Fıkıhla uğraşmak çok güzel bir şeydir ve fıkıhta metod çok önemlidir. Bir şey vardı, size onu özellikle belirtmek istiyorum. Bir konu soruluyor Mehmed Emin Er hocaya. Diyelim ki:
—El öpmek İslam’da var mıdır? Yok mudur?
Birisi çıkıp böyle bir soru soruyor. Soruyu anlıyor bir kere. Sorulan soruyu güzel anlıyor. Orası muhakkak. Ne maksatla niçin sorulduğunu dinliyor ve diyor ki:
—Bu konuda mesela yedi görüş vardır, yedi mezhep vardır. Şianın görüşü şudur, delilleri şudur, Şafiilerin görüşü budur, Vehhabiler şöyle diyor, falancalar böyle diyor, filanca böyle diyor…
Bir defa bütün görüşleri kendi imkanı dairesinde —tabii her insanın kabiliyeti sınırlıdır— tesbit etmiş oluyor. Sünnî, Şiî, Haricî, Zahirî… vs. neyse hangi mezheptense onları tesbit ediyor. Sonra hangisi haklı? Şia mezhebi şu noktada yanlışlar yapmıştır, her ne kadar şu Hadisi esas olarak almışsa da o hadisin şu kelimesini, o Ayetin şu kelimesindeki şu harekeyi değerlendirmesi şu bakımdan yanlış olduğundan şurası şöyledir, ona falanca alim şöyle cevap vermiştir, falanca böyle cevap vermiştir, filancaların görüşü aşırıdır, şu hadise dayanıyorlar ama o hadisin senedi zayıftır. Falancalar ona karşılık şu hadisi rivayet etmişlerdir… diye çok hoşuma giden bir metodu ve üslubu var.
Tabii, bilmiyorum kendisinden hiç okudunuz mu? ve okuyunca bu metodu gördünüz mü?

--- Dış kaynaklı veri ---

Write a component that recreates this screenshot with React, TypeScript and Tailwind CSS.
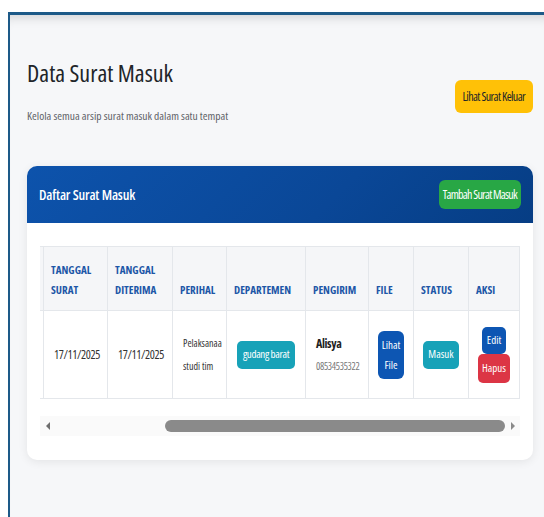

Bir kitap takip edilirken sorulan soruya verilen cevapta belki bu metod görülmeyebilir. Fakat siz şunu yapın: Ordan metodu alın, bir konudaki çeşitli görüşleri toplamayı öğrenin.
Mesela dosya açın. Diyelim ki zikir, tasavvuf veya daha başka küçük veya büyük konu; Duha namazı, işrak namazı… Bahsi alın, bir sayfa açın buna, görüşleri kaynaklarıyla beraber sıralayın.
Mekke-i Mükerreme’de görüşmüştük Mehmed Emin hocayla. Ben Mısır’a uğrayıp Türkiye’ye öyle geleceğim dedi. Sonra Türkiye’de görüştük.
“—Nasıl geçti seyahatiniz?” dedim.
“—Mısır’a uğradım ama ben oranın alimlerinden bir şey anlamadım.” dedi.
Görüşmüş muhtelif kimselerle. “Şu mesele nasıldır?” diye kendisi zihninde zaten detayını bildiği meseleyi soruyor. Bakalım bunlar bu konuya nasıl çözüm getiriyorlar diye. Şöyle olur diye pattadak cevap veriyorlarmış… İyi ama delil? Yani neye dayandırıyorsunuz? Ne fıkhi bir delil biliyorlar diyor ne de başka bir delil. Yani bir insan bir şeye bir fetva verdiği zaman şu ayete göre şöyledir, bu hadis-i şerîfe göre böyledir demesi lâzım. “Hiç böyle bir şey demiyorlar.” diyor.
Hakikaten de Mısırlılarda ve belki başka ülkelerde fıkıh ilminde bir laubalilik var. Onun için böyle profesör olmuş veya kitaplar yazmış filan diye bir insana hiç itibar etmemek lazım. Onlar biraz böyle tabir caiz ise devrimci ve palavracı yetişmişler. Asıl ilim o değil, asıl ilim; bütün delilleri bilmek ve o delillerin sıhhatini ölçebilmek, sıhhatsizinden sıhhatli ahkâmı çıkartmak ve ona ittiba edebilmektir.
Prof. Dr. Mahmud Es’ad COŞAN Rh.A
Allah ikisine de rahmet eylesin. Güzel insanlardı.